We need this true peace today, especially when too many things fragment us, when too many promises lie broken on the ground, when too many people can’t find a way out of the cycle of violence, poverty, and insecurity. How do we find this true peace? We start where Jesus is in today’s lesson: at the breaking point, at the divisions that seek to sunder our society and our inner selves. There is always Empire in need of revolution. We all have inner despots in need of eviction. Identifying them – seeing the so-called peace for its true fragmenting nature is the hard part, the part for which we need God’s help.
And so we cry out for that help from God. We promise to live out our Baptismal Covenant as followers of Jesus Christ. And we discover the true peace that can change the world into the Kingdom of God.
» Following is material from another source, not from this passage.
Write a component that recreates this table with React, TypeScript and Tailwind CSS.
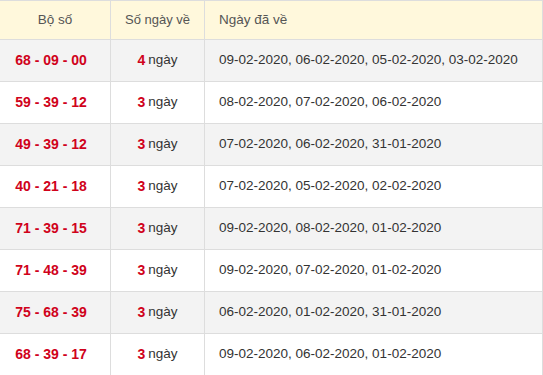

The peace we promise to strive for in our baptismal promises is the true, deep, and abidingpeace of Christ. We participate in the hard work of accomplishing this peace when, with God’s help, we see past the thin veneer of so-called peace in society and in ourselves. When, with God’s help, we follow Jesus Christ to the brokenness beneath, the brokenness of the cross and the world. And when, with God’s help, we don’t stop there, but press on to the new wholeness of the empty tomb and the power of the resurrection.